Ford Cowboy were are you?
Thanks SJJ


----------



## fordcowboy (Dec 27, 1999)

I dont have anything to do with the money end of thing. Wirte the guys here.http://www.hobbytalk.com/bbs1/payments.php Lendell


----------



## slotnut (May 14, 2009)

How about a special addition Slotcars or pup trailer or whatever that is exclusive to HT only members kinda like the DL did. Some of the proceeds go towards your member supporter or lifetime fees. This will ensure our site continues. Love this forum and u guys /gals.

Thought. 

Slotnut


----------



## sidejobjon (Jun 3, 2010)

fordcowboy said:


> I dont have anything to do with the money end of thing. Wirte the guys here.http://www.hobbytalk.com/bbs1/payments.php Lendell


Ford thanks ,
There is no contact info there? Also i can`t change amount, at that location.
One day left What can i do?
Thanks SJJ


----------



## sidejobjon (Jun 3, 2010)

Found contact info at bottom.
Sorry lets see how it goes.
Thanks John F


----------



## sidejobjon (Jun 3, 2010)

BUMP HELP nice know you guys only hours left.
SJJ


----------



## alpink (Aug 22, 2010)

jon, why did you wait until the last few days?


----------



## sidejobjon (Jun 3, 2010)

Al,
They sent me a notice two days ago.i thought pay pal would be no problem. 
I also thought Ford cow boy was the new hankster. Maybe i will get message.
Thanks SJJ


----------



## slotcarman12078 (Oct 3, 2008)

Sadly the new Hankster is a investor(s) in the UK. FCB has a really hard time getting through to them, so no telling if they can even be reached.


----------



## fordcowboy (Dec 27, 1999)

SJJ Your not getting kick off. Slotcarman is right.Hank own the board I dont.I wish I could help you out. Lendell


----------



## sidejobjon (Jun 3, 2010)

Sorry iam not blaming no one, I always pay morgage & car payments last minute. I sent them two emails lets see what happens.
SJJ


----------



## sidejobjon (Jun 3, 2010)

Striped of my gold strip. nobody gotten back to me yet?
SJJ


----------



## alpink (Aug 22, 2010)

maybe copperhead will enlighten you as to how he was able to make his payment after Hankster was no longer available?


----------



## Bubba 123 (Sep 10, 2010)

alpink said:


> maybe copperhead will enlighten you as to how he was able to make his payment after Hankster was no longer available?
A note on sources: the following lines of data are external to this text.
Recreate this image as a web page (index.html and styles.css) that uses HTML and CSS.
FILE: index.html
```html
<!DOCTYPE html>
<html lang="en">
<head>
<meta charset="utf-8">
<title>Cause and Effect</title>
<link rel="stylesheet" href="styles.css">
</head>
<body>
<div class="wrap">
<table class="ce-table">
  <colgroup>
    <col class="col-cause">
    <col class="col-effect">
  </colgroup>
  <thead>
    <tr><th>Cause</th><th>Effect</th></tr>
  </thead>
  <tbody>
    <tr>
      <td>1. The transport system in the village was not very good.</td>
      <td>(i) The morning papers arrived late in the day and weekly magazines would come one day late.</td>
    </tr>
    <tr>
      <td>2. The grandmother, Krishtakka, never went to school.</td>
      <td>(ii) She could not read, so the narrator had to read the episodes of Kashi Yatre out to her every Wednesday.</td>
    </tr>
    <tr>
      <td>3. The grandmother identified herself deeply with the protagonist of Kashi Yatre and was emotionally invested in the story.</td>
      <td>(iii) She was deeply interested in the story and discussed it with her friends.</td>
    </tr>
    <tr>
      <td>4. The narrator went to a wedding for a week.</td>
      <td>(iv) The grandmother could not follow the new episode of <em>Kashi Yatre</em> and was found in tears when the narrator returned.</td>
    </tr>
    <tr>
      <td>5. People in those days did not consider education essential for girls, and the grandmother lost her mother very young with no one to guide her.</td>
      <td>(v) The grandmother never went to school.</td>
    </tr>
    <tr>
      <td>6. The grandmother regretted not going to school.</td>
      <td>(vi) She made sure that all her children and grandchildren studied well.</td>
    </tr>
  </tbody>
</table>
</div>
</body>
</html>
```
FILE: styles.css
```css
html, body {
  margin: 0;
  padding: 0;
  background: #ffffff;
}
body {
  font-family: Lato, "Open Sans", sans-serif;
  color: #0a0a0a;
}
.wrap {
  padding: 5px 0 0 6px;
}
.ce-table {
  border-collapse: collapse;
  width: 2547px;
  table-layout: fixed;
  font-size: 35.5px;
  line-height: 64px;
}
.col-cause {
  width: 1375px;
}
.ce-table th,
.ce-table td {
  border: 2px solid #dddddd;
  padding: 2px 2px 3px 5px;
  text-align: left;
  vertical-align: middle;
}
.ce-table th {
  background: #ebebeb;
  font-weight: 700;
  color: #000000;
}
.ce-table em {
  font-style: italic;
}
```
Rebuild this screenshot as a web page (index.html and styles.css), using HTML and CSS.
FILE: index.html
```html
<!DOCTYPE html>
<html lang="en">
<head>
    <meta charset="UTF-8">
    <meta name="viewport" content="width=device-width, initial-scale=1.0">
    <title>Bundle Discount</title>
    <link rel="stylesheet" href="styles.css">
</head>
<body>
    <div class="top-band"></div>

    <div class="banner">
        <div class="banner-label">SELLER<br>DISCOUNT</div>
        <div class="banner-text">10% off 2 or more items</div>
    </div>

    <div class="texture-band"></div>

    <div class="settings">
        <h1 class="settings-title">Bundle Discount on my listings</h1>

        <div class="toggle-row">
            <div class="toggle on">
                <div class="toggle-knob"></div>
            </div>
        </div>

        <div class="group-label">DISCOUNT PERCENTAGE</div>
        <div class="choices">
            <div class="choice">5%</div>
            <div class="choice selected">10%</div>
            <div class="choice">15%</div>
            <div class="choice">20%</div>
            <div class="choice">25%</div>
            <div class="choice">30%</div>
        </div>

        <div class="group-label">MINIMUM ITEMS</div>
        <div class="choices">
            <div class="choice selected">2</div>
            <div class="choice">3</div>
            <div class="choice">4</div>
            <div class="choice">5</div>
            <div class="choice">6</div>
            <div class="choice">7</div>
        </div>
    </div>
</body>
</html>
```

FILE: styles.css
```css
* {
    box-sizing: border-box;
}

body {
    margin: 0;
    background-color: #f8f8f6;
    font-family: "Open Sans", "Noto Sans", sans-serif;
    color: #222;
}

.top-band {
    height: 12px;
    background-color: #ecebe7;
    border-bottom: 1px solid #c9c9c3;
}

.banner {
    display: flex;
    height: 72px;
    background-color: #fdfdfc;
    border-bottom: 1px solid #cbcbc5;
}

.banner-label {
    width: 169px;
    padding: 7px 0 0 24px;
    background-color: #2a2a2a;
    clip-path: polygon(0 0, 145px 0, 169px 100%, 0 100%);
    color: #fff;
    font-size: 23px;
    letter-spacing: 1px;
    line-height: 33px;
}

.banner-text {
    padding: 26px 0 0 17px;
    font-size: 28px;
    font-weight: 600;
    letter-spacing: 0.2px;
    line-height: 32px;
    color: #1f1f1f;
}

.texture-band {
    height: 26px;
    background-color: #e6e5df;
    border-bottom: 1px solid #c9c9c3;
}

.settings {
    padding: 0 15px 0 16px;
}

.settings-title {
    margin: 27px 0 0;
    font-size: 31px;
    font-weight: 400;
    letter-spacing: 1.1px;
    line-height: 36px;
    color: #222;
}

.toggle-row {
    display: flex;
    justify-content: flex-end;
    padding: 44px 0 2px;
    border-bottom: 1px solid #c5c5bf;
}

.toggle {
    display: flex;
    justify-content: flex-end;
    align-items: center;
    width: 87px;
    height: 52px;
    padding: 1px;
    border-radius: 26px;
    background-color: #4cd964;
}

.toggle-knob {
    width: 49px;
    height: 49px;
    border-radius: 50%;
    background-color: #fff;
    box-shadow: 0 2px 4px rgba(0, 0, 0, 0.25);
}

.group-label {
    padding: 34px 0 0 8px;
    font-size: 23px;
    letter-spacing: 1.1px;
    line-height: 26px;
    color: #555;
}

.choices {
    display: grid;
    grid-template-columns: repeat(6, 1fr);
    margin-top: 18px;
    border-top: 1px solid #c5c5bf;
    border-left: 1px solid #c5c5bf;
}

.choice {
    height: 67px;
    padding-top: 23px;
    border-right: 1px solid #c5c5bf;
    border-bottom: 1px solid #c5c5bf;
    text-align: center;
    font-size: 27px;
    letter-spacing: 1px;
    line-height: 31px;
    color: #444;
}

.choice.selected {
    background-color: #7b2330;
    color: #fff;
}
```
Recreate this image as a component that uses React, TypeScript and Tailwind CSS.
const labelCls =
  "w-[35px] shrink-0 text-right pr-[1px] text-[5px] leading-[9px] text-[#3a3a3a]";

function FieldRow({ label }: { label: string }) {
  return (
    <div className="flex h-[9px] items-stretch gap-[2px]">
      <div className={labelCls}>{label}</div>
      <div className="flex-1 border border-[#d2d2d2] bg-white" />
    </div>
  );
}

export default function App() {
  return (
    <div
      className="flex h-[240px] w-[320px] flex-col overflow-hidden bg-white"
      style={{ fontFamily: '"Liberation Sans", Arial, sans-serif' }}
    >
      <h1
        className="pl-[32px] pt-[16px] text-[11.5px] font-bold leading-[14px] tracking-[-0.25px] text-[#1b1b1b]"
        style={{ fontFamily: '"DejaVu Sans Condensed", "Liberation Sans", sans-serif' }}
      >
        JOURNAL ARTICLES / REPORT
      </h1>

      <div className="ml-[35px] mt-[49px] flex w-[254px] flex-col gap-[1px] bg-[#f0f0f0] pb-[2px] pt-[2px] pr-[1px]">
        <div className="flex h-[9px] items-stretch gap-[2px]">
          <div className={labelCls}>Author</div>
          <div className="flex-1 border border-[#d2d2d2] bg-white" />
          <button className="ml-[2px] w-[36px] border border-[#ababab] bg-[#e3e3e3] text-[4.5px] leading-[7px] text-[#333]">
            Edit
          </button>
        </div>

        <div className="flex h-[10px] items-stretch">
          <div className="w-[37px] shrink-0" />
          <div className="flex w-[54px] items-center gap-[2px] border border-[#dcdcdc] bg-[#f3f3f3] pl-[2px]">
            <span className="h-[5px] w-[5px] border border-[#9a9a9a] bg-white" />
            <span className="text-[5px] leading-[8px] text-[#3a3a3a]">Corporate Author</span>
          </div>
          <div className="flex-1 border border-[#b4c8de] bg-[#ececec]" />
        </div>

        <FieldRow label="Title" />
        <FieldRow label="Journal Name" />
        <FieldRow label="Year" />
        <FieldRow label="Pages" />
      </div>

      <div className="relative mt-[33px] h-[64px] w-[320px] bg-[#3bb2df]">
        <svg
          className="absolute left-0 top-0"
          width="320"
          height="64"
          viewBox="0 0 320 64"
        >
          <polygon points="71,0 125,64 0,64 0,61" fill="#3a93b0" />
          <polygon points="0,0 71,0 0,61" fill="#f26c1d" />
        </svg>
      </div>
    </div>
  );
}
I "Thought" the gold banner w/ 'Lifetime Memberships"... (???)
but with, or without a gold banner, WE still Love's Ya's :thumbsup:

not making fun of u'r predicament...
just letting U know WE (if Not the $$$NEW$$$ Owner(s)...CARE...):wave:

Bubba 123 :thumbsup:


----------



## alpink (Aug 22, 2010)

Bubba 123 said:


> I "Thought" the gold banner w/ 'Lifetime Memberships"... (???)
> but with, or without a gold banner, WE still Love's Ya's :thumbsup:
> 
> not making fun of u'r predicament...
> ...




gold banner is lifetime or 25 years, which ever comes first.
sidejobjon was a yearly member who wanted to pay an additional $30.00 to bump up to life.
he didn't do it in time and is now a regular - non-paid - member.
I had been able to bump a few folks from yearly to lifetime before Hankster left with his assistance.

seems to me that copperhead was able to achieve something similar since Hankster left but doesn't seem to be willing to share how with the rest of us! ? ! ? ! ? !

?


----------



## copperhead71 (Aug 2, 2007)

Pay pal....pay for The membership your looking for.When mine was paid by another member with PayPal at 2.a.m my membership was on by 6.am(4 hours later or less(I gave him my pass word,went to sleep,woke up in the morning and the membership was on!)that was around New Years...I think the money collecting part of hobbytalk is functional,but still no custom avatar feature fix?:drunkmad):thumbsup:


----------



## copperhead71 (Aug 2, 2007)

Ps there is a thread about in swap and sell...I gave everyone on the board play by play in January 2013.I paid a member to do the deed by way of trade


----------



## sidejobjon (Jun 3, 2010)

alpink said:


> sidejobjon was a yearly member who wanted to pay an additional $30.00 to bump up to life.
> he didn't do it in time and is now a regular - non-paid - member.
> 
> I asked two days before time, but a week later & i still have not heard back from anyone. I sent several emails
> ...


----------



## slotcarman12078 (Oct 3, 2008)

I said it before, and I'll say it again.. Open up a free (YES FREE!!) Photobucket account. Then you can post all the pix you want. Whether you have a standard membership or the deeeluxe, sooner or later you'll run out of space for pictures. When that happens, you'll have to delete something to make room for new ones, and then your posts with those pix lose them. 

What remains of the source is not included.